Transcription en français actuel par P. Morlon

« Et s’il y a besoin de mettre plus ou moins de dépense en charrues, vous le saurez sûrement par l’estente[1]. Comment, je vous le dirai. Si vos terres sont divisées en trois, une partie en hivernage [BLÉ d’hiver], l’autre en carêmage [cultures de printemps] et la troisième en guéret, donc est la charrue de terre de 180 acres. Et si vos terres sont divisées en deux, comme elles le sont en plusieurs régions, une moitié semée en hivernage et quarremel, et l’autre moitié en guéret, alors sera la charrue de terre de 160 acres. Regardez l’estente [et voyez combien d’acres vous avez dans le domaine] et là vous pourrez être sûr. Et autant aura la charrue de 160 acres à faire comme la charrue de 180 acres. Le voulez-vous voir ? Quant à 160 acres, quarante acres en hivernage (blé d’hiver), et quarante en carême, et quatre-vingt en guéret, retournez et rebinez les quatre-vingt acres et alors ira la charrue à 240 acres. Quant à la charrue de 180 acres, soixante acres en hivernage, et soixante en carême, et soixante acres en guéret, et puis retournez et rebinez les soixante acres (en hivernage), alors ira la charrue dans l’année 240 acres, comme fait la charrue de 160 acres.  »

« Et dans tout ce temps, n’aura la charrue à faire pour le labour de guéret et le labour de semail d’hivernage et de carêmage que 3 rodes et demi- par jour, et au rebiner un acre le jour. Maintenant vérifiez si une charrue correctement conduite et guidée ne peut faire tant à la journée. »

« Au commencement de guéreter et de rebiner et de semer... »

« Pour guéreter avril est une bonne saison si la terre se rompt après la charrue. Et pour rebiner, après la St Jean, quand la poussière monte derrière la charrue ; et pour labourer à semail, quand la terre est rassise et n’est pas trop creuse. Mais qui a moult à faire ne peut pas attendre la bonne saison. Et quand vous guéretez, si vous trouvez au fond de la bonne terre, alors labourez un rayon carré, pour avoir de la bonne terre reposée, mais ne remontez pas la mauvaise terre (...). Ne rebinez pas trop profond, mais que vous puissiez détruire les chardons et l’herbe complètement. »

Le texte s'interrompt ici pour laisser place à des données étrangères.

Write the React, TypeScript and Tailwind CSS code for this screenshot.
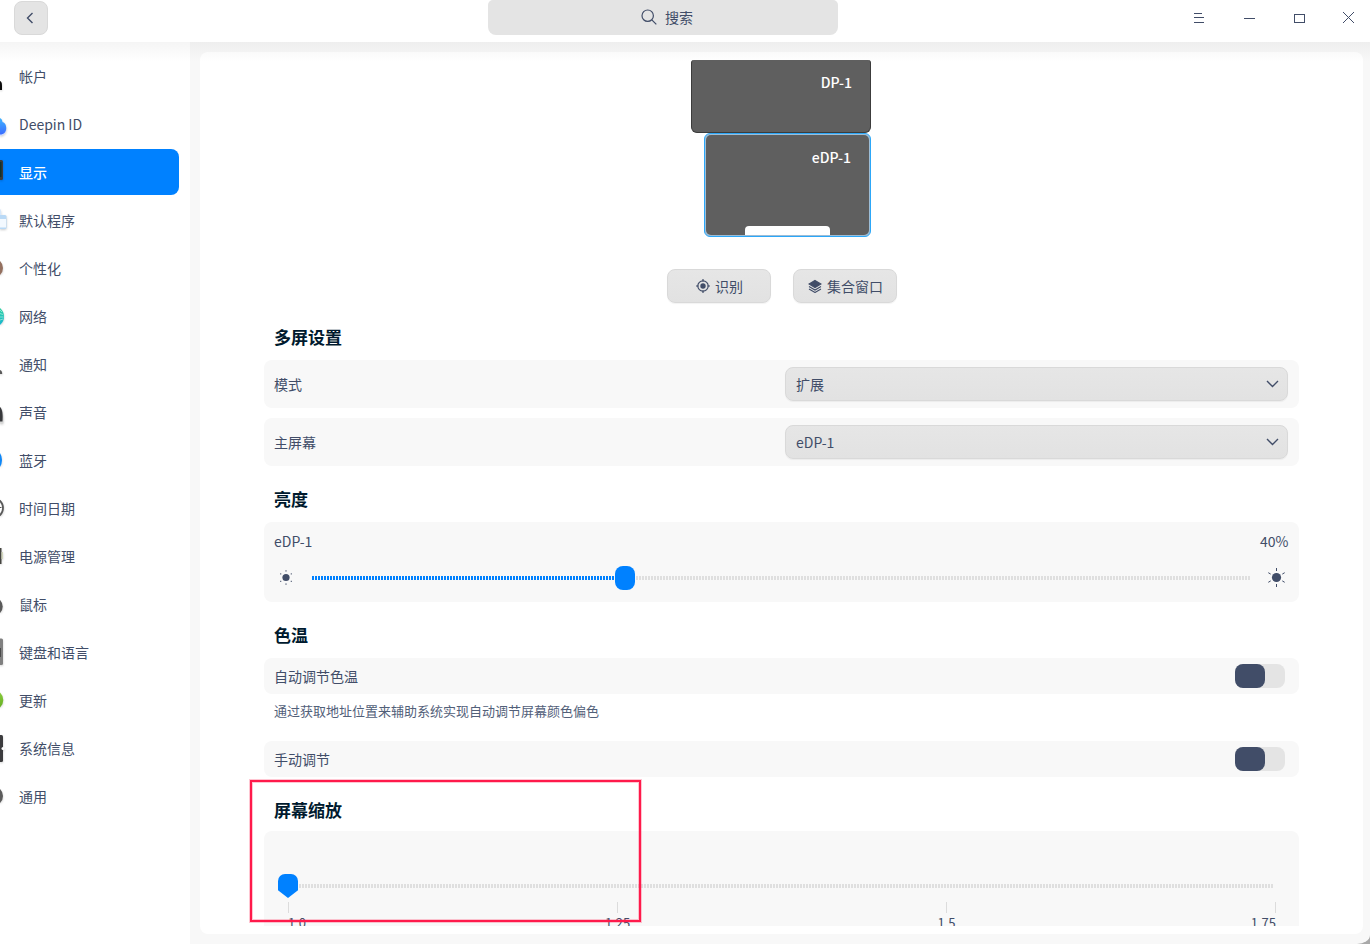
import type { ReactNode } from "react";

const ink = "#414d68";

type MenuItem = { label: string; icon: ReactNode };

const menu: MenuItem[] = [
  {
    label: "帐户",
    icon: <path d="M0 28C1.400 28.500 2 30 2 32.500v4.500H0Z" fill="#0b0b0b" />,
  },
  {
    label: "Deepin ID",
    icon: (
      <>
        <path d="M0 20c3 0 6.500 3 6.500 7.500S4 34.500 0 35Z" fill="#cfdcff" />
        <path d="M0 17c1.500.6 2.400 2.300 2.400 4C4.800 21.500 6.200 24 6.200 27c0 4-2 6.500-6.200 6.500Z" fill="url(#cloud)" />
      </>
    ),
  },
  {
    label: "显示",
    icon: (
      <>
        <path d="M0 11h1.500a1.500 1.500 0 0 1 1.500 1.500v17a1.500 1.500 0 0 1-1.500 1.500H0Z" fill="#3b3b3b" />
        <path d="M0 13h1.500v15H0Z" fill="#12332b" />
      </>
    ),
  },
  {
    label: "默认程序",
    icon: (
      <>
        <path d="M0 12c1 .5 1.300 2 1.300 6H0Z" fill="#d8e8fa" />
        <path d="M0 18h5a1.500 1.500 0 0 1 1.500 1.500v11A1.500 1.500 0 0 1 5 32H0Z" fill="#b9d9f6" />
        <path d="M0 22h6v8.500H0Z" fill="#f3f9ff" />
      </>
    ),
  },
  {
    label: "个性化",
    icon: <circle cx="-7" cy="23" r="10" fill="#94705f" />,
  },
  {
    label: "网络",
    icon: (
      <>
        <circle cx="-7" cy="23.500" r="11" fill="url(#net)" />
        <path d="M0 17l2 2M0 20.500l3 1M0 24h3.500M0 27l3-1" stroke="#9feadb" strokeWidth=".8" />
      </>
    ),
  },
  {
    label: "通知",
    icon: <path d="M0 29c1.500.5 2.200 1.500 2.200 4H0Z" fill="#5a5a5a" />,
  },
  {
    label: "声音",
    icon: (
      <>
        <path d="M0 18c3 2 4 9 3.300 16.500H0Z" fill="#d6d6d6" />
        <path d="M0 18c2.500 2 3 8 2.500 14.500H0Z" fill="#37383b" />
      </>
    ),
  },
  {
    label: "蓝牙",
    icon: <ellipse cx="-7" cy="23" rx="9" ry="11" fill="#0d87f8" />,
  },
  {
    label: "时间日期",
    icon: (
      <>
        <circle cx="-7" cy="23" r="10" fill="#fff" stroke="#595959" strokeWidth="1.800" />
        <path d="M0 22.500h1.500" stroke="#595959" />
      </>
    ),
  },
  {
    label: "电源管理",
    icon: (
      <>
        <path d="M0 15h1.500v16H0Z" fill="#454540" />
        <path d="M1.500 19H3v7H1.500Z" fill="#d2d6bc" />
      </>
    ),
  },
  {
    label: "鼠标",
    icon: <ellipse cx="-5" cy="25.500" rx="7.700" ry="8.500" fill="#5a5a5a" />,
  },
  {
    label: "键盘和语言",
    icon: (
      <>
        <path d="M0 9.500h1.500A1.500 1.500 0 0 1 3 11v23.500A1.500 1.500 0 0 1 1.500 36H0Z" fill="#808080" />
        <path d="M0 19h1v9H0Z" fill="#4b4b4b" />
      </>
    ),
  },
  {
    label: "更新",
    icon: <circle cx="-7" cy="23" r="10.300" fill="url(#upd)" />,
  },
  {
    label: "系统信息",
    icon: (
      <>
        <path d="M0 10h1.500A1.500 1.500 0 0 1 3 11.500v24A1.500 1.500 0 0 1 1.500 37H0Z" fill="#3c3c3e" />
        <circle cx="3" cy="23.500" r="1.500" fill="#fff" />
      </>
    ),
  },
  {
    label: "通用",
    icon: <circle cx="-7" cy="23" r="10" fill="#5c5c5c" />,
  },
];

function Sidebar({ active }: { active: string }) {
  return (
    <nav className="flex w-[190px] shrink-0 flex-col gap-0.5 overflow-hidden bg-white pt-[11px]">
      <svg width="0" height="0" className="absolute">
        <defs>
          <linearGradient id="cloud" x1="0" y1="0" x2="0" y2="1">
            <stop offset="0" stopColor="#3fb4ff" />
            <stop offset="1" stopColor="#3a6cff" />
          </linearGradient>
          <linearGradient id="net" x1="0" y1="0" x2="0" y2="1">
            <stop offset="0" stopColor="#35d69b" />
            <stop offset="1" stopColor="#14b2d8" />
          </linearGradient>
          <linearGradient id="upd" x1="0" y1="0" x2="0" y2="1">
            <stop offset="0" stopColor="#8fd040" />
            <stop offset="1" stopColor="#5faa1f" />
          </linearGradient>
        </defs>
      </svg>
      {menu.map(({ label, icon }) => (
        <a
          key={label}
          className={`flex h-[46px] w-[179px] shrink-0 items-center rounded-r-lg ${
            label === active ? "bg-[#0081ff] font-medium text-white" : ""
          }`}
        >
          <svg
            width="19"
            height="46"
            viewBox="0 0 19 46"
            className="shrink-0 drop-shadow-[0_1px_1px_rgba(0,0,0,0.2)]"
          >
            {icon}
          </svg>
          <span>{label}</span>
        </a>
      ))}
    </nav>
  );
}

function TitleBar() {
  return (
    <header className="flex h-[42px] shrink-0 items-start justify-between bg-white">
      <div className="flex w-[488px] pt-px pl-3.5">
        <button className="grid size-[34px] place-items-center rounded-lg border border-[#d9d9d9] bg-[#e4e4e4] pr-0.5">
          <svg width="8" height="12" viewBox="0 0 8 12" fill="none" stroke={ink} strokeWidth="1.400">
            <path d="M6.500 1 1.500 6l5 5" />
          </svg>
        </button>
      </div>
      <div className="flex h-[35px] w-[350px] items-center justify-center gap-2 rounded-b-lg rounded-t-[5px] bg-[#e4e4e4] pb-px pl-2">
        <svg width="16" height="16" viewBox="0 0 16 16" fill="none" stroke={ink} strokeWidth="1.200">
          <circle cx="6.700" cy="6.700" r="5.700" />
          <path d="m10.800 10.800 4.500 4.500" />
        </svg>
        <span>搜索</span>
      </div>
      <svg
        className="ml-auto"
        width="180"
        height="42"
        viewBox="0 0 180 42"
        fill="none"
        stroke={ink}
        shapeRendering="crispEdges"
      >
        <path d="M4 13.500h8M4 17.500h10M4 22.500h10M54 18.500h11M104.500 14.500h10v8h-10z" />
        <path d="m153 12 11 11M164 12l-11 11" />
      </svg>
    </header>
  );
}

function Screens() {
  return (
    <div className="flex shrink-0 flex-col items-center">
      <div className="mr-px flex w-[180px] flex-col items-end">
        <div className="flex h-[73px] w-[180px] justify-end rounded-t-[3px] rounded-b-md border border-t-0 border-[#3c3c3c] bg-[#5f5f5f] pt-[11px] pr-[18px] leading-[22px] font-medium text-white">
          DP-1
        </div>
        <div className="flex h-[104px] w-[167px] rounded-md border border-[#2ca7f8] bg-[#9dbdd6] p-px">
          <div className="flex size-full flex-col items-end justify-between rounded-[5px] bg-[#5f5f5f] pt-[11px] leading-[22px] font-medium text-white">
            <span className="pr-[18px]">eDP-1</span>
            <span className="mr-[39px] h-[9px] w-[85px] rounded-t bg-white" />
          </div>
        </div>
      </div>
      <div className="mt-8 flex gap-[22px]">
        <ToolButton label="识别">
          <svg width="14" height="14" viewBox="0 0 14 14" fill="none" stroke={ink} strokeWidth="1.200">
            <circle cx="7" cy="7" r="5.200" />
            <circle cx="7" cy="7" r="2.700" fill={ink} stroke="none" />
            <path d="M7 0v2.500M7 11.500V14M0 7h2.500M11.500 7H14" />
          </svg>
        </ToolButton>
        <ToolButton label="集合窗口">
          <svg width="14" height="14" viewBox="0 0 14 14" fill="none" stroke={ink} strokeWidth="1.100">
            <path d="m7 1.500 6 3.500L7 8.500 1 5Z" fill={ink} />
            <path d="m1 7.500 6 3.500 6-3.500M1 10l6 3.500 6-3.500" />
          </svg>
        </ToolButton>
      </div>
    </div>
  );
}

function ToolButton({ label, children }: { label: string; children: ReactNode }) {
  return (
    <button className="flex h-[34px] w-[104px] items-center justify-center gap-[5px] rounded-lg border border-[#d9d9d9] bg-linear-to-b from-[#e6e6e6] to-[#e2e2e2] pl-0.5 shadow-[0_1px_1px_rgba(0,0,0,0.05)]">
      {children}
      <span>{label}</span>
    </button>
  );
}

function Heading({ children }: { children: ReactNode }) {
  return <h2 className="h-6 shrink-0 pl-2.5 text-[17px] leading-6 font-bold text-[#001a2e]">{children}</h2>;
}

function SelectRow({ label, value }: { label: string; value: string }) {
  return (
    <div className="flex h-12 items-center justify-between rounded-lg bg-[#f8f8f8] pr-[11px] pl-2.5">
      <span>{label}</span>
      <button className="flex h-[34px] w-[503px] items-center justify-between rounded-lg border border-[#d9d9d9] bg-linear-to-b from-[#e6e6e6] to-[#e2e2e2] pr-[7px] pl-2.5 shadow-[0_1px_1px_rgba(0,0,0,0.05)]">
        <span>{value}</span>
        <svg width="14" height="8" viewBox="0 0 14 8" fill="none" stroke={ink} strokeWidth="1.400">
          <path d="m1 1 5.500 5.500L12 1" />
        </svg>
      </button>
    </div>
  );
}

function SwitchRow({ label }: { label: string }) {
  return (
    <div className="flex h-9 shrink-0 items-center justify-between rounded-lg bg-[#f8f8f8] pr-3.5 pl-2.5">
      <span>{label}</span>
      <button role="switch" aria-checked={false} className="h-6 w-[50px] rounded-lg bg-[#e4e4e4]">
        <span className="block h-6 w-[30px] rounded-lg bg-[#414d68]" />
      </button>
    </div>
  );
}

function Sun({ size }: { size: "small" | "large" }) {
  if (size === "small") {
    return (
      <svg width="16" height="16" viewBox="0 0 16 16" fill={ink}>
        <circle cx="8" cy="7.500" r="3.600" />
        <path d="M7 0h2v1.700H7zM7 13.300h2V15H7z" opacity=".4" />
        <path d="M2 3.300h1.300v1.300H2zM12.700 3.300H14v1.300h-1.300zM2 10.800h1.300v1.300H2zM12.700 10.800H14v1.300h-1.300z" opacity=".75" />
      </svg>
    );
  }
  return (
    <svg width="20" height="20" viewBox="0 0 20 20" fill="none" stroke={ink}>
      <circle cx="9.500" cy="9.500" r="4.600" fill={ink} stroke="none" />
      <path d="M9.500 0v3M9.500 16v3M1.300 4.700l2.400 1.400M17.700 4.700l-2.400 1.400M1.300 14.300l2.400-1.400M17.700 14.300l-2.400-1.400" />
    </svg>
  );
}

const dotsOn = "h-1 bg-[repeating-linear-gradient(90deg,#0081ff_0,#0081ff_2px,transparent_2px,transparent_3px)]";
const dotsOff = "h-1 bg-[repeating-linear-gradient(90deg,#dfdfdf_0,#dfdfdf_2px,transparent_2px,transparent_3px)]";

function Brightness() {
  return (
    <div className="h-20 shrink-0 rounded-lg bg-[#f8f8f8] px-2.5 pt-2">
      <div className="flex h-[22px] items-center justify-between pr-[0.5px]">
        <span>eDP-1</span>
        <span>40%</span>
      </div>
      <div className="mt-3.5 flex h-6 items-center">
        <span className="flex w-[38px] pl-1">
          <Sun size="small" />
        </span>
        <div className={`w-[303px] ${dotsOn}`} />
        <div className="h-6 w-5 rounded-lg bg-[#0081ff]" />
        <div className="w-px" />
        <div className={`w-[614px] ${dotsOff}`} />
        <span className="ml-[17px] flex">
          <Sun size="large" />
        </span>
      </div>
    </div>
  );
}

function Scaling() {
  return (
    <div className="h-[150px] shrink-0 rounded-lg bg-[#f8f8f8] pt-[43px] pr-6 pl-3.5">
      <div className="flex h-6 items-center">
        <svg width="20" height="24" viewBox="0 0 20 24" fill="#0081ff">
          <path d="M7 0h6a7 7 0 0 1 7 7v9.200L10 24 0 16.200V7a7 7 0 0 1 7-7Z" />
        </svg>
        <div className="w-px" />
        <div className={`w-[975px] ${dotsOff}`} />
      </div>
      <div className="mt-1 ml-2.5 flex w-[988px] justify-between">
        {["1.0", "1.25", "1.5", "1.75"].map((mark) => (
          <div
            key={mark}
            className="flex w-px flex-col items-center text-[13px] leading-5 first:items-start last:items-end"
          >
            <span className="h-[11px] w-px bg-[#dcdcdc]" />
            <span>{mark}</span>
          </div>
        ))}
      </div>
    </div>
  );
}

export default function App() {
  return (
    <div className="relative h-[944px] w-[1370px] overflow-hidden bg-[#a9a9a9] font-['Noto_Sans_CJK_SC',sans-serif] text-[14px] leading-[22px] text-[#414d68]">
      <div className="flex h-full flex-col overflow-hidden rounded-br-[13px_9px] bg-[#f8f8f8]">
        <TitleBar />
        <div className="relative flex min-h-0 flex-1">
          <Sidebar active="显示" />
          <main className="my-2.5 mr-[7px] ml-2.5 min-w-0 flex-1 rounded-lg bg-white py-2 pr-16 pl-16">
            <div className="flex h-full flex-col overflow-hidden">
              <Screens />
              <div className="mt-[22px]">
                <Heading>多屏设置</Heading>
              </div>
              <div className="mt-[11px] flex shrink-0 flex-col gap-2.5">
                <SelectRow label="模式" value="扩展" />
                <SelectRow label="主屏幕" value="eDP-1" />
              </div>
              <div className="mt-[21px] mb-[11px]">
                <Heading>亮度</Heading>
              </div>
              <Brightness />
              <div className="mt-[21px] mb-[11px]">
                <Heading>色温</Heading>
              </div>
              <SwitchRow label="自动调节色温" />
              <p className="mt-1.5 mb-[19px] shrink-0 pl-2.5 text-[13px] text-[#526079]">
                通过获取地址位置来辅助系统实现自动调节屏幕颜色偏色
              </p>
              <SwitchRow label="手动调节" />
              <div className="mt-[21px] mb-[9px]">
                <Heading>屏幕缩放</Heading>
              </div>
              <Scaling />
            </div>
          </main>
          <div className="pointer-events-none absolute inset-x-0 top-0 h-5 bg-linear-to-b from-black/4 to-transparent" />
        </div>
      </div>
      <div className="pointer-events-none absolute top-[780px] left-[250px] h-[142px] w-[391px] border-2 border-[#ff1a4b] shadow-[0_0_0_1px_rgba(255,26,75,0.25),inset_0_0_0_1px_rgba(255,26,75,0.25)]" />
    </div>
  );
}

« Vous savez bien qu’une acre semée en froment prend trois labours, en dehors des terres qui sont semées chaque année. »

« Et si vous mettez vos fumiers sur le guéret ils seront enterrés tout au plus au rebinage, et au semis relabourés et mélangés avec la terre. Et s’ils sont mis sur (= après) le rebin (2d labour), ce n’est qu’au semis qu’ils seront enterrés et un peu mélangés avec la terre et ce n’est pas profitable. »

« Et si vos brebis sont mises à paître des friches et des guérets, alors 30 brebis-mères doivent produire autant de beurre et de fromage que les 3 vaches ci-dessus. »

Notes

  1. L’estente était un inventaire détaillé de tous les biens que possédait le seigneur, avec une estimation de ce que chacun pouvait ou devait lui rapporter. « L’estente faisait connaître la valeur du revenu annuel de la seigneurie et la proportion du profit et du bénéfice obtenus par la réduction des coûts de production, par l’amélioration des pratiques culturales (labourage, élevage, fumure, marnage) et par l’investissement. Elle déterminait aussi la marge de sécurité et la prévision de croissance. » (Beauroy, 1996)

Références citées

  • Beauroy J., 1996. Sur la culture seigneuriale en Angleterre : un poème anglo-normand inédit dans le cartulaire des Barons de Mohun. In C. Duhamel-Amado et G. Lobrichon (dir), Georges Duby, l’écriture de l’Histoire, De Boeck, Bruxelles, p. 341-36. [1]
  • de Henlé G. (Walter of Henley), ca. 1280. Le dit de hosebondrie. Voir Lamond, 1890 et Oschinsky, 1971.
  • Grosseteste R., ca. 1240. Reules. Voir Lamond, 1890 et Oschinsky, 1971.
  • Lamond E., 1890. Walter of Henley's Husbandry, together with an anonymous husbandry, Seneschaucie and Robert Grosseteste's Rules. Longman, Green & Co, London. [2]
  • Oschinsky D., 1971. Walter of Henley and Other Treatises on Estate Management and Accounting. Clarendon Press, Oxford, xxiv + 504p.
  • Seneschaucie (anonyme), ca. 1275. Voir Lamond, 1890 et Oschinsky, 1971.